Car que restera-t-il en 2022 aux dits Républicains si Macron renonce à l’angélisme coupable de son camp d’origine ? Le président souhaite probablement supprimer tout espace politique entre lui et Marine Le Pen et il semble bien arriver. Bien sûr, ce calcul ne sera pas forcément gagnant tant sa personnalité est détestée des Français, mais c’est probablement le seul chemin qui lui reste pour tenter de gagner en 2022. Sa chance, c’est le coma intellectuel des Républicains, prêts à s’offrir à un Baroin qui a compris qu’il n’avait pas grand chose de nouveau à offrir à son pays que sa simple personne. Betrand tente de se différencier en jouant la carte du pragmatisme provincial, mais outre la grossièrté de la manœuvre, cette posture est un peu courte pour donner du fond à une candidature dans la durée…
En outre, l’étape déterminante des élections régionales pourrait rebattre le jeu. Même si on peut penser que LREM sera plus proche de son étiage des municipales que des européennes, le mode de scrutin pourrait un peu rééquilibrer les choses. Et dans le Nord et en Ile de France, si la liste LREM pèse un peu, alors, Valérie Pécresse et Xavier Bertrand pourraient être contraints à des choix cornéliens. Seront-ils assez forts pour l’emporter contre le parti présidentiel, ou devront-ils se compromettre pour garder leur présidence au second tour ? La position de Xavier Bertrand semble particulièrement délicate dans une région où le RN est très fort et où une gauche unie pourrait également peser lourd. Une quadrangulaire serait injouable, et seule une élimination de LREM au premier tour pourrait le sauver.

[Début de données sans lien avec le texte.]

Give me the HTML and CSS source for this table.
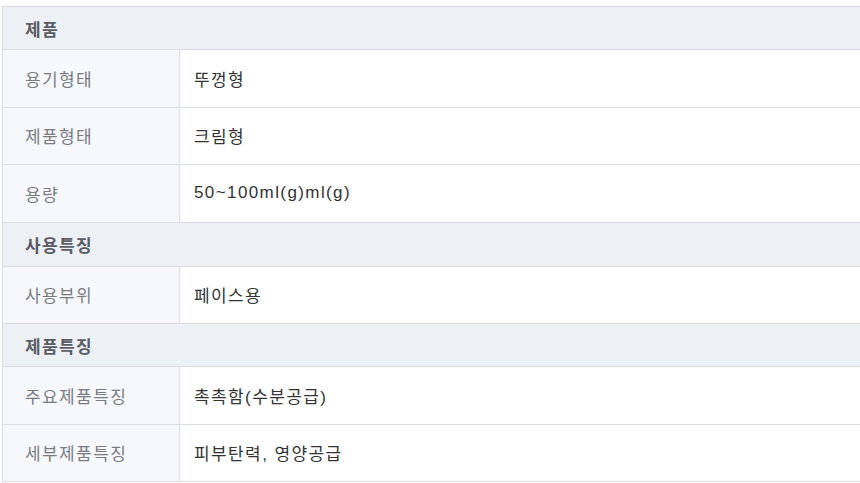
FILE: index.html
```html
<!DOCTYPE html>
<html lang="ko">
<head>
<meta charset="utf-8">
<link rel="stylesheet" href="styles.css">
</head>
<body>
<div class="spec">
  <div class="sec">제품</div>
  <div class="row"><div class="lbl">용기형태</div><div class="val">뚜껑형</div></div>
  <div class="row"><div class="lbl">제품형태</div><div class="val">크림형</div></div>
  <div class="row"><div class="lbl">용량</div><div class="val">50~100ml(g)ml(g)</div></div>
  <div class="sec sec-tall">사용특징</div>
  <div class="row"><div class="lbl">사용부위</div><div class="val">페이스용</div></div>
  <div class="sec">제품특징</div>
  <div class="row"><div class="lbl">주요제품특징</div><div class="val">촉촉함(수분공급)</div></div>
  <div class="row"><div class="lbl">세부제품특징</div><div class="val">피부탄력, 영양공급</div></div>
</div>
</body>
</html>
```
FILE: styles.css
```css
html, body {
  margin: 0;
  padding: 0;
  background: #ffffff;
}
body {
  padding: 6px 0 0 2px;
  font-family: "Liberation Sans", "Noto Sans CJK KR", sans-serif;
  font-size: 17px;
  letter-spacing: 1.4px;
}
.spec {
  width: 870px;
  border-top: 1px solid #dcdde3;
  border-left: 1px solid #dcdde3;
}
.sec {
  height: 42px;
  display: flex;
  align-items: center;
  padding-left: 22px;
  background: #edf0f5;
  border-bottom: 1px solid #dcdde3;
  color: #5a5d64;
  font-weight: 600;
}
.sec-tall {
  height: 43px;
}
.row {
  display: flex;
  height: 56.5px;
  border-bottom: 1px solid #dcdde3;
}
.lbl {
  width: 154px;
  flex: none;
  display: flex;
  align-items: center;
  padding-left: 22px;
  background: #f7f8fc;
  border-right: 1px solid #dcdde3;
  color: #7a7c82;
}
.val {
  flex: 1;
  display: flex;
  align-items: center;
  padding-left: 14px;
  color: #333333;
}
```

Si le bilan de cette présidence sera probablement calamiteux pour la France, il est un domaine où il pourrait être excellent : la clarification de notre paysage politique. La France ne gagnerait-elle pas finalement à la disparition de clivages en partie artificiels et à la fusion sous l’égide de la majorité présidentielle, des deux partis qui dominent notre vie politique pour faciliter un vrai changement.